You are really out of your mind saying Malcolm ideal world was to resemble Saudi Arabia, thats outright lie. Malcolm wanted to have brotherhood among all people, but he didn´t believe in brotherhood with those who didn´t wanted to practice brotherhood with him or African-Americans. 

Well, if you read the book properly and especially the last chapters, Malcolm clearly states that the Nation of Islam wasn´t practising real Islam, thats why he became an orthodox muslim on his travel to Mecca. No where has Malcolm stated that he practiced "wahhabism", and even so if he did, its in his full right to practice what ever he chooses. 
Rodri, you are really out of touch when you are talking about Malcolm X. If you saw Malcolm X in an objective light you will see that none of your proclaims holds any merits. The more you talk, the more you look like a total fool. 

Malcolm X on women

"in every country you go to, usually the degree of progress can never be separated from the woman. If you’re in a country that’s progressive, the woman is progressive. If you’re in a country that reflects the consciousness toward the importance of education, it’s because the woman is aware of the importance of education.

But in every backward country you’ll find the women are backward, and in every country where education is not stressed it’s because the women don’t have education.

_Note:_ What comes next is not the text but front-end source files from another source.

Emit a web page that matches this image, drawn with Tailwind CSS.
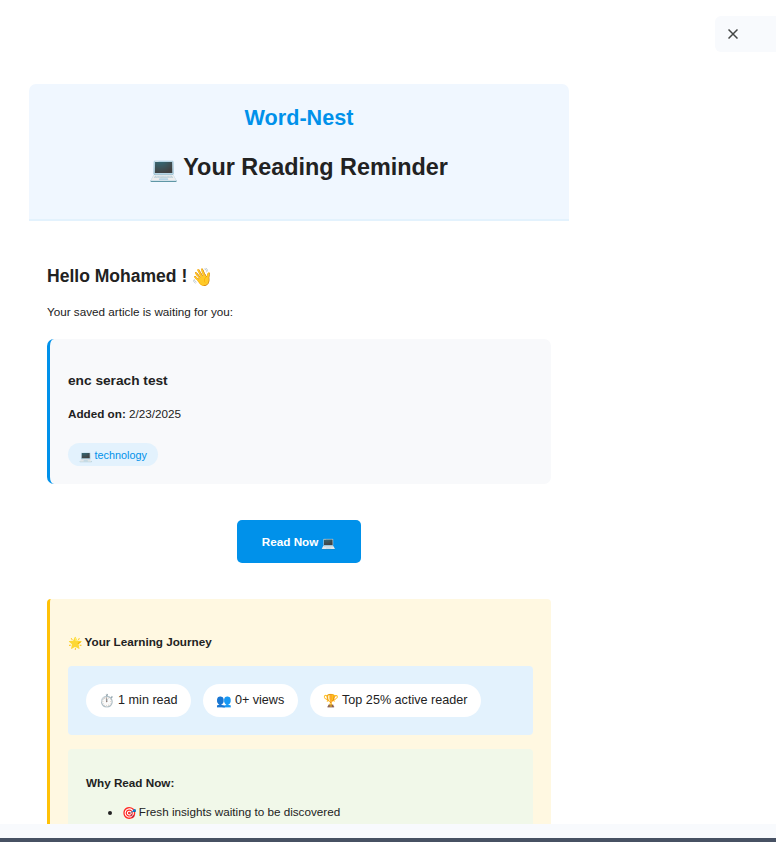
<!DOCTYPE html>
<html lang="en">
<head>
<meta charset="utf-8">
<title>Word-Nest</title>
<script src="https://cdn.jsdelivr.net/npm/@tailwindcss/browser@4"></script>
</head>
<body class="bg-white">
<div class="h-[842px] w-[776px] overflow-hidden flex flex-col bg-white text-[#222222] text-[11.7px] leading-[18px] font-['Liberation_Sans','Noto_Color_Emoji',sans-serif]">
  <header class="flex justify-end pt-4 h-[84px] shrink-0">
    <button class="w-[61px] h-9 rounded-l-md bg-[#f8fafd] flex items-center pl-[13px]" aria-label="Close">
      <svg width="10" height="10" viewBox="0 0 10 10" fill="none" stroke="#444746" stroke-width="1.5"><path d="M.5 .5 9.5 9.5M9.5 .5 .5 9.5"/></svg>
    </button>
  </header>
  <main class="flex-1 min-h-0 overflow-hidden pl-[29px]">
    <div class="w-[540px]">
      <div class="h-[137px] bg-[#f0f7ff] rounded-t-[7px] border-b-2 border-[#e3f2fd] text-center pt-[17px]">
        <div class="text-[21.6px] leading-[34px] font-bold text-[#0091ea]">Word-Nest</div>
        <h1 class="mt-[14px] -ml-px text-[23.4px] leading-[37px] font-bold"><span class="relative top-[2px] -mr-px">💻</span> Your Reading Reminder</h1>
      </div>
      <div class="px-[18px] pt-[40px]">
        <h2 class="mt-px text-[17.55px] leading-7 font-bold">Hello Mohamed ! <span class="relative top-px -ml-px">👋</span></h2>
        <p class="mt-[13px]">Your saved article is waiting for you:</p>
        <section class="mt-[18px] h-[145px] bg-[#f8f9fb] border-l-3 border-[#0091ea] rounded-[7px] pl-[18px] pt-[31px]">
          <h3 class="text-[13.69px] leading-[22px] font-bold">enc serach test</h3>
          <p class="mt-[13px]"><strong>Added on:</strong> 2/23/2025</p>
          <div class="mt-5 flex w-[90px] h-[23px] items-center justify-center rounded-full bg-[#e3f2fd] text-[10.8px] text-[#0091ea] whitespace-nowrap"><p><span class="relative top-px -mr-px">💻</span> technology</p></div>
        </section>
        <a class="mt-9 mx-auto w-[124px] h-[43px] flex items-center justify-center rounded-[5px] bg-[#0091ea] text-white font-bold"><p>Read Now <span class="relative top-px">💻</span></p></a>
        <section class="mt-9 h-[400px] bg-[#fff8e1] border-l-3 border-[#ffc107] rounded-[4px] px-[18px] pt-[34px]">
          <h4 class="font-bold"><span class="relative top-px -mr-px">🌟</span> Your Learning Journey</h4>
          <div class="mt-[15px] h-[69px] rounded-[4px] bg-[#e3f2fd] flex items-center gap-3 px-[18px] text-[12.6px] whitespace-nowrap">
            <div class="w-[105px] h-[33px] pb-[2px] rounded-full bg-white flex items-center justify-center"><p><span class="relative top-px -mr-[.5px]">⏱️</span> 1 min read</p></div>
            <div class="w-[95px] h-[33px] pb-[2px] rounded-full bg-white flex items-center justify-center"><p><span class="relative top-px -mr-px">👥</span> 0+ views</p></div>
            <div class="w-[171px] h-[33px] pb-[2px] rounded-full bg-white flex items-center justify-center"><p><span class="relative top-px -mr-[.5px]">🏆</span> Top 25% active reader</p></div>
          </div>
          <div class="mt-[14px] h-[200px] rounded-[4px] bg-[#f1f8e9] px-[18px] pt-[25px]">
            <h4 class="font-bold">Why Read Now:</h4>
            <ul class="mt-[11px] pl-9 list-disc"><li><span class="relative top-px -mr-px">🎯</span> Fresh insights waiting to be discovered</li></ul>
          </div>
        </section>
      </div>
    </div>
  </main>
  <footer class="h-[18px] shrink-0 bg-[#f8fafd] border-b-4 border-[#475163]"></footer>
</div>
</body>
</html>
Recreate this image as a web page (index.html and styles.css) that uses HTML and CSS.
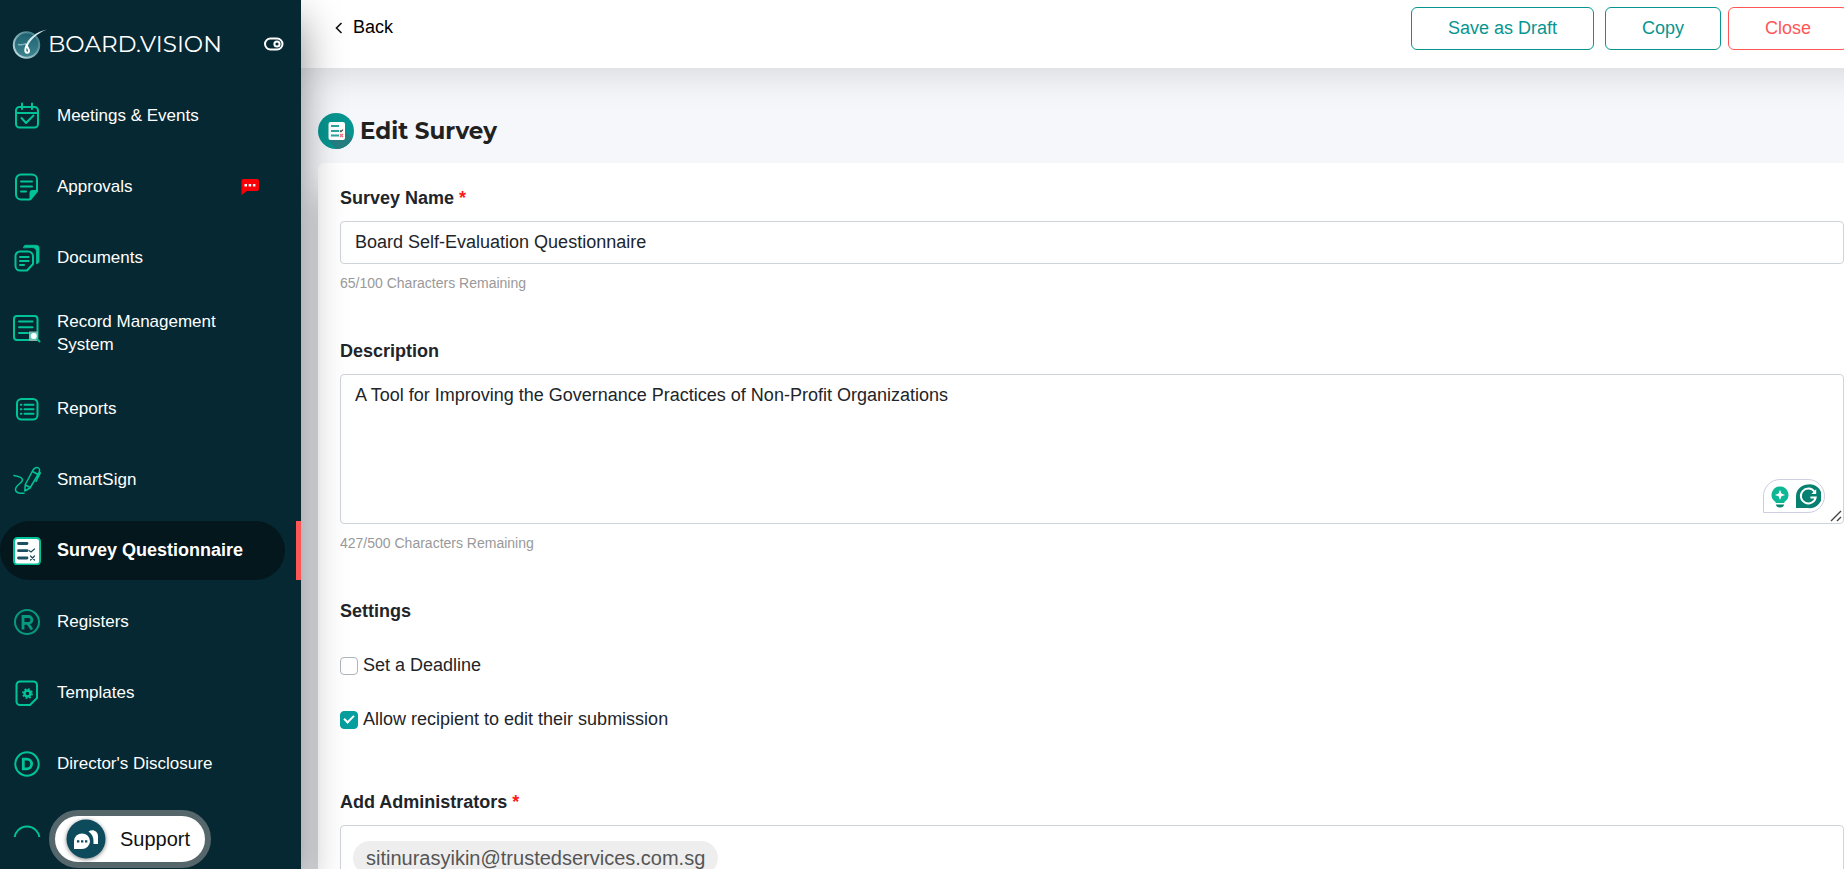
FILE: index.html
```html
<!DOCTYPE html>
<html lang="en">
<head>
<meta charset="utf-8">
<meta name="viewport" content="width=device-width, initial-scale=1">
<title>Edit Survey - Board.Vision</title>
<link rel="stylesheet" href="styles.css">
</head>
<body>
<div class="app">
  <aside class="sidebar">
    <div class="brand">
      <svg class="brand-mark" width="36" height="32" viewBox="0 0 36 32" aria-hidden="true">
        <defs>
          <linearGradient id="globe" x1="0" y1="0" x2="0" y2="1"><stop offset="0" stop-color="#1f5f6e"/><stop offset="1" stop-color="#3d8590"/></linearGradient>
          <linearGradient id="rim" x1="1" y1="0" x2="0" y2="1"><stop offset="0" stop-color="#2c6f7c"/><stop offset="1" stop-color="#c5e4e6"/></linearGradient>
        </defs>
        <circle cx="14.500" cy="17" r="12.700" fill="url(#globe)" stroke="url(#rim)" stroke-width="2"/>
        <path d="M6 16.500c3.500.5 6 .5 8-1" stroke="#7fb6bf" stroke-width="1.300" fill="none"/>
        <path d="M35 1.500C25 3.500 15.500 10 13.200 19l2 1C17.500 12 25 5.500 35 1.500z" fill="#d9edf0"/>
        <path d="M14.200 18c-1.200 3-1.500 6.500.8 6.800 2.300.2 2.600-2.300 1.200-4.300-.8-1.200-1.600-2.500-1.700-4.500" fill="none" stroke="#fff" stroke-width="2"/>
      </svg>
      <span class="brand-name">BOARD.VISION</span>
      <button class="toggle" type="button" aria-label="Collapse menu">
        <svg width="20" height="14" viewBox="0 0 20 14" fill="none" stroke="#fff" stroke-width="2"><rect x="1" y="1.500" width="17.500" height="11" rx="5.500"/><circle cx="13" cy="7" r="2.600"/></svg>
      </button>
    </div>
    <nav class="nav" aria-label="Main">
      <ul class="nav-list">
        <li class="nav-item"><a class="nav-link" href="#meetings">
          <svg class="icon" viewBox="0 0 28 28"><rect x="3" y="5" width="22" height="20.500" rx="3.500"/><path d="M3 11h22M9 1.500V7M19 1.500V7M8.500 16l4.500 5 7.500-7.500"/></svg>
          <span>Meetings &amp; Events</span></a></li>
        <li class="nav-item"><a class="nav-link" href="#approvals">
          <svg class="icon" viewBox="0 0 28 28"><path d="M24 17.500V6.500a5 5 0 0 0-5-5H8a5 5 0 0 0-5 5v15a5 5 0 0 0 5 5h9z"/><path d="M8 8.500h11M8 13.500h11M8 18.500h5"/><path d="M24 18h-4.500a2 2 0 0 0-2 2v6z" fill="#00c39a"/></svg>
          <span>Approvals</span>
          <svg class="alert" width="18" height="16" viewBox="0 0 18 16" aria-label="New comments"><path d="M2 0h14a2 2 0 0 1 2 2v8a2 2 0 0 1-2 2H6l-5.500 4V2A2 2 0 0 1 2 0z" fill="#fb0007"/><path d="M3.500 5h2.500v2.500H3.500zM7.700 5h2.500v2.500H7.700zM11.900 5h2.500v2.500h-2.500z" fill="#fff"/></svg>
        </a></li>
        <li class="nav-item"><a class="nav-link" href="#documents">
          <svg class="icon" viewBox="0 0 28 28"><path d="M7 7.500h8a5 5 0 0 1 5 5V20l-6 6.500H7A4.500 4.500 0 0 1 2.500 22V12A4.500 4.500 0 0 1 7 7.500z"/><path d="M7 13h8.500M7 17h8.500M7 21h4"/><path d="M10.500 3.500C11 1.500 12 1.300 13 1.300h10c2.500 0 3 1.200 3 3v13c0 1.500-1 2.200-2.500 2.500V8c0-3-1.500-4.500-4.500-4.500z" fill="#00c39a" stroke-width=".8"/></svg>
          <span>Documents</span></a></li>
        <li class="nav-item nav-item-tall"><a class="nav-link nav-link-raised" href="#records">
          <svg class="icon" viewBox="0 0 28 28"><rect x="1" y="1" width="23.500" height="24" rx="3"/><path d="M6 6.500h13.500M6 12.300h13.500M6 18h9"/><path d="M16 16.500h9v9.500h-9z" fill="#8fb0a5" stroke="none"/><circle cx="20.800" cy="21" r="3.600" fill="#fff" stroke="#00c39a" stroke-width=".6"/><path d="M24.500 24.500l2 2"/></svg>
          <span>Record Management System</span></a></li>
        <li class="nav-item"><a class="nav-link" href="#reports">
          <svg class="icon" viewBox="0 0 28 28"><rect x="4" y="4" width="20.500" height="20.500" rx="4.500"/><path d="M11.500 9.700h9M11.500 14.200h9M11.500 18.800h9M7.800 9.700h.6M7.800 14.200h.6M7.800 18.800h.6"/></svg>
          <span>Reports</span></a></li>
        <li class="nav-item"><a class="nav-link" href="#smartsign">
          <svg class="icon icon-thin" viewBox="0 0 28 28"><path d="M1 9.500c3 .5 8.500 1.500 8.500 4.500 0 3-7 5-7 9.500 0 3.500 4 4 8.500 3.800"/><path d="M11.800 25l.5-6.500L20 4c1.500-2.500 4-3 5.500-2s1 4-.5 6.500l-8 13.500zM12.500 19l4.500 2.500M19.500 5.500l5.500 3M26.500 6l.8 1-4.300 8.500"/></svg>
          <span>SmartSign</span></a></li>
        <li class="nav-item nav-item-active"><a class="nav-link" href="#survey" aria-current="page">
          <svg class="icon" viewBox="0 0 28 28"><rect x="1" y="1" width="26" height="26.500" rx="3.500" fill="#fff"/><g stroke="#1d4f60"><path d="M5.500 6.500h8.500M5.500 13.700h8.500M5.500 21h8.500" stroke-width="2.800"/><path d="M16 13.500l2 1.500 3.500-3M17.500 19l4 4M21.500 19l-4 4" stroke-width="1.200"/></g></svg>
          <span>Survey Questionnaire</span></a></li>
        <li class="nav-item"><a class="nav-link" href="#registers">
          <svg class="icon icon-dark" viewBox="0 0 28 28"><circle cx="14" cy="14" r="12"/><path d="M10 21.500V8.500h5.500a3.400 3.400 0 0 1 0 6.800H10M14.800 15.500l4.200 6" stroke-width="2.800" stroke-linecap="butt" stroke-linejoin="miter"/></svg>
          <span>Registers</span></a></li>
        <li class="nav-item"><a class="nav-link" href="#templates">
          <svg class="icon" viewBox="0 0 28 28"><path d="M7 2.500h13.500a3.500 3.500 0 0 1 3.500 3.500v13l-7 7H7a3.500 3.500 0 0 1-3.500-3.500V6A3.500 3.500 0 0 1 7 2.500z"/><circle cx="14.500" cy="14.500" r="3" stroke-width="2.600"/><circle cx="14.500" cy="14.500" r="4.600" stroke-width="1.600" stroke-dasharray="1.800 1.810" stroke-linecap="butt"/></svg>
          <span>Templates</span></a></li>
        <li class="nav-item"><a class="nav-link" href="#disclosure">
          <svg class="icon" viewBox="0 0 28 28"><circle cx="14" cy="14" r="11.700"/><path d="M10.300 9.200h3.500a4.800 4.800 0 0 1 0 9.600h-3.500z" stroke-width="2.800" stroke-linejoin="miter"/></svg>
          <span>Director's Disclosure</span></a></li>
        <li class="nav-item nav-item-tall"><a class="nav-link" href="#more" aria-label="More">
          <svg class="icon" viewBox="0 0 28 28"><circle cx="14" cy="14" r="12.500"/></svg></a></li>
      </ul>
    </nav>
    <button class="support" type="button">
      <svg class="support-icon" width="40" height="40" viewBox="0 0 40 40" aria-hidden="true"><circle cx="20" cy="20" r="19.500" fill="#0c4a5c"/><path d="M22.500 12.500c4-3 9.500-.5 9.500 4.500v8h-4.500v-3c0-4-1.500-7-5-9.500z" fill="#fff"/><path d="M8 30v-8a8 7.800 0 1 1 8 8z" fill="#fff"/><path d="M11 21.300h2.300v2.300H11zM15 21.300h2.300v2.300H15zM19 21.300h2.300v2.300H19z" fill="#0c4a5c"/></svg>
      <span>Support</span>
    </button>
  </aside>

  <div class="page">
    <header class="topbar">
      <a class="back" href="#back">
        <svg width="8" height="12" viewBox="0 0 8 12" aria-hidden="true"><path d="M6.500 1L1.500 6l5 5" fill="none" stroke="#111" stroke-width="1.600"/></svg>
        <span>Back</span>
      </a>
      <div class="actions">
        <button class="btn btn-spaced" type="button">Save as Draft</button>
        <button class="btn" type="button">Copy</button>
        <button class="btn btn-danger" type="button">Close</button>
      </div>
    </header>
    <main class="content">
      <div class="title">
        <svg width="36" height="36" viewBox="0 0 36 36" aria-hidden="true"><defs><clipPath id="disc"><circle cx="18" cy="18" r="18"/></clipPath></defs><g clip-path="url(#disc)"><path d="M0 0h36v36H0z" fill="#069590"/><path d="M27 18l11 11v9H20l-9-11z" fill="#257e80"/></g><rect x="10.500" y="9" width="16.500" height="18" rx="2" fill="#fff"/><path d="M13 13h8M13 18h8M13 22.500h8" stroke="#2ca5a2" stroke-width="2"/><path d="M22 17.500l1 1.200 2-2" stroke="#444" stroke-width="1.200" fill="none"/><path d="M22 21l3 3M25 21l-3 3" stroke="#fb7078" stroke-width="1.400"/></svg>
        <h1>Edit Survey</h1>
      </div>
      <form class="card">
        <div class="field">
          <label class="label" for="survey-name">Survey Name <span class="required">*</span></label>
          <input class="control" id="survey-name" type="text" value="Board Self-Evaluation Questionnaire">
          <p class="hint">65/100 Characters Remaining</p>
        </div>
        <div class="field">
          <label class="label" for="description">Description</label>
          <div class="editor">
            <textarea class="control area" id="description">A Tool for Improving the Governance Practices of Non-Profit Organizations</textarea>
            <div class="assistant">
              <svg width="18" height="22" viewBox="0 0 18 22" aria-hidden="true"><path d="M9 .5a8.300 8.300 0 0 0-5 15c.6.5.8 1 .8 1.500h8.400c0-.5.200-1 .8-1.500A8.300 8.300 0 0 0 9 .5z" fill="#0bb795"/><path d="M5 18.500h8c0 2-1.500 3-4 3s-4-1-4-3z" fill="#078571"/><path d="M9 3.800l1.400 3.700 3.700 1.400-3.700 1.400L9 14l-1.400-3.700-3.700-1.400 3.700-1.400z" fill="#fff"/></svg>
              <svg width="26" height="25" viewBox="0 0 26 26" aria-hidden="true"><path d="M13 .5A12.400 12.400 0 1 1 13 25H.5V13A12.500 12.500 0 0 1 13 .5z" fill="#068070"/><path d="M19.800 8A7.800 7.800 0 1 0 21 14h-5.500" fill="none" stroke="#fff" stroke-width="2"/><path d="M21.500 5.500v5h-5z" fill="#fff"/></svg>
            </div>
            <svg class="grip" width="12" height="12" viewBox="0 0 12 12" aria-hidden="true"><path d="M1 11L11 1M7 11l4-4" stroke="#444" stroke-width="1.400"/></svg>
          </div>
          <p class="hint">427/500 Characters Remaining</p>
        </div>
        <fieldset class="settings">
          <legend class="label">Settings</legend>
          <label class="check"><input class="box" type="checkbox"><span>Set a Deadline</span></label>
          <label class="check"><input class="box" type="checkbox" checked><span>Allow recipient to edit their submission</span></label>
        </fieldset>
        <div class="field">
          <label class="label" for="admins">Add Administrators <span class="required">*</span></label>
          <div class="control tags">
            <span class="tag">sitinurasyikin@trustedservices.com.sg</span>
            <input class="tag-input" id="admins" type="text">
          </div>
        </div>
      </form>
    </main>
  </div>
</div>
</body>
</html>
```
FILE: styles.css
```css
* { box-sizing: border-box; }

body {
  margin: 0;
  font-family: "Liberation Sans", Arial, sans-serif;
  font-size: 18px;
  line-height: 27px;
  color: #212529;
}

button, input, textarea { font: inherit; color: inherit; }
a { color: inherit; text-decoration: none; }

.app { display: flex; height: 100vh; overflow: hidden; }

/* Sidebar */
.sidebar {
  position: relative;
  z-index: 2;
  flex: 0 0 301px;
  display: flex;
  flex-direction: column;
  padding-bottom: 32px;
  background: #062832;
  color: #fff;
  box-shadow: 0 20px 40px rgba(0, 0, 0, 0.45);
}

.brand { display: flex; align-items: center; height: 86px; padding: 2px 17px 0 12px; }
.brand-name { flex: 1; font-family: Montserrat, Inter, sans-serif; font-size: 23px; }
.brand-mark { flex: none; }
.toggle { display: flex; padding: 0; border: 0; background: none; }

.nav { flex: 1; min-height: 0; overflow: hidden; }
.nav-list { display: grid; gap: 12px; margin: 0; padding: 0; list-style: none; }
.nav-item { display: flex; height: 59px; padding-right: 16px; font-size: 17px; line-height: 23px; }
.nav-item-tall { height: 68px; }
.nav-item-active { padding-right: 11px; border-right: 5px solid #ff5656; font-size: 18px; font-weight: bold; }
.nav-link { flex: 1; display: flex; align-items: center; gap: 16px; padding: 0 26px 0 13px; border-radius: 30px; }
.nav-link-raised .icon { margin-bottom: 8px; }
.nav-item-active .nav-link { background: #03171d; }

.icon {
  flex: none;
  width: 28px;
  height: 28px;
  fill: none;
  stroke: #00c39a;
  stroke-width: 2;
  stroke-linecap: round;
  stroke-linejoin: round;
}
.icon-thin { stroke-width: 1.5; }
.icon-dark { stroke: #079a80; }
.alert { margin-left: auto; }

.support {
  position: absolute;
  left: 49px;
  bottom: 1px;
  display: flex;
  align-items: center;
  gap: 14px;
  padding: 3px 15px 3px 11px;
  border: 6px solid #56676c;
  border-radius: 30px;
  background: #fff;
  color: #111;
  font-size: 20px;
}
.support-icon { filter: drop-shadow(0 1px 2px rgba(0, 0, 0, 0.5)); }

/* Page */
.page { flex: 1; min-width: 0; display: flex; flex-direction: column; background: #f5f7fb; }

/* The bar runs past the window edge so that its shadow stays even */
.topbar {
  position: relative;
  z-index: 1;
  flex: none;
  display: flex;
  justify-content: space-between;
  align-items: flex-start;
  height: 68px;
  margin-right: -40px;
  padding: 7px 36px 0 34px;
  background: #fff;
  box-shadow: 0 4px 40px rgba(0, 0, 0, 0.14);
}
.back { display: flex; align-items: center; gap: 10px; padding-top: 7px; color: #000; }

.actions { display: flex; gap: 7px; }
.btn { height: 43px; padding: 0 36px; border: 1px solid #069590; border-radius: 6px; background: #fff; color: #069590; }
.btn-spaced { margin-right: 4px; }
.btn-danger { border-color: #ff5656; color: #ff5656; }

.content { flex: 1; min-height: 0; padding: 45px 0 0 17px; }
.title { display: flex; align-items: center; gap: 6px; margin-bottom: 14px; }
.title svg { display: block; }
.title h1 { margin: 0; font-family: Montserrat, Inter, sans-serif; font-size: 23px; line-height: 36px; font-weight: 700; color: #212121; }

.card {
  padding: 22px 0 22px 22px;
  border-radius: 6px 0 0 0;
  background: #fff;
  box-shadow: 0 30px 30px rgba(0, 0, 0, 0.24);
}
.field { margin-bottom: 44px; }
.label { display: block; margin-bottom: 9px; padding: 0; font-weight: bold; }
.required { color: #ff1a1a; }

.control {
  display: block;
  width: 100%;
  height: 43px;
  padding: 7px 14px;
  border: 1px solid #ced4da;
  border-radius: 4px;
  background: #fff;
  outline: 0;
}
.editor { position: relative; }
.area { height: 150px; resize: none; }
.hint { margin: 8px 0 0; font-size: 14px; line-height: 22px; color: #999; }

.assistant {
  position: absolute;
  right: 19px;
  bottom: 11px;
  display: flex;
  align-items: center;
  gap: 6px;
  padding: 4px 3px 3px 7px;
  border: 1px solid #cdcee0;
  border-radius: 17px 17px 17px 0;
  background: #fff;
}
.grip { position: absolute; right: 2px; bottom: 2px; }

.settings { display: grid; gap: 27px; margin: 0 0 56px; padding: 0; border: 0; }
.settings .label { margin-bottom: 27px; }
.check { display: flex; align-items: center; gap: 5px; }
.box {
  appearance: none;
  width: 18px;
  height: 18px;
  margin: 0;
  border: 1px solid #adb5bd;
  border-radius: 4px;
  background: #fff;
}
.box:checked {
  display: grid;
  place-items: center;
  border-color: #069e9e;
  background: #069e9e;
}
.box:checked::before {
  content: "";
  width: 8px;
  height: 4px;
  margin-bottom: 3px;
  border: solid #fff;
  border-width: 0 0 2px 2px;
  transform: rotate(-45deg);
}

.tags { display: flex; align-items: flex-start; height: auto; min-height: 70px; padding: 15px 12px; }
.tag { padding: 4px 13px; border-radius: 20px; background: #eee; color: #555; font-size: 20px; line-height: 26px; }
.tag-input { flex: 1; min-width: 0; border: 0; outline: 0; background: none; }
```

So one of the things I became thoroughly convinced of in my recent travels is the importance of giving freedom to the women, giving her education, and giving her the incentive to get out there and put the same spirit and understanding in her children. And I am frankly proud of the contributions that our women have made in the struggle for freedom and I’m one person who’s for giving them all the leeway possible because they’ve made a greater contribution than many of us men."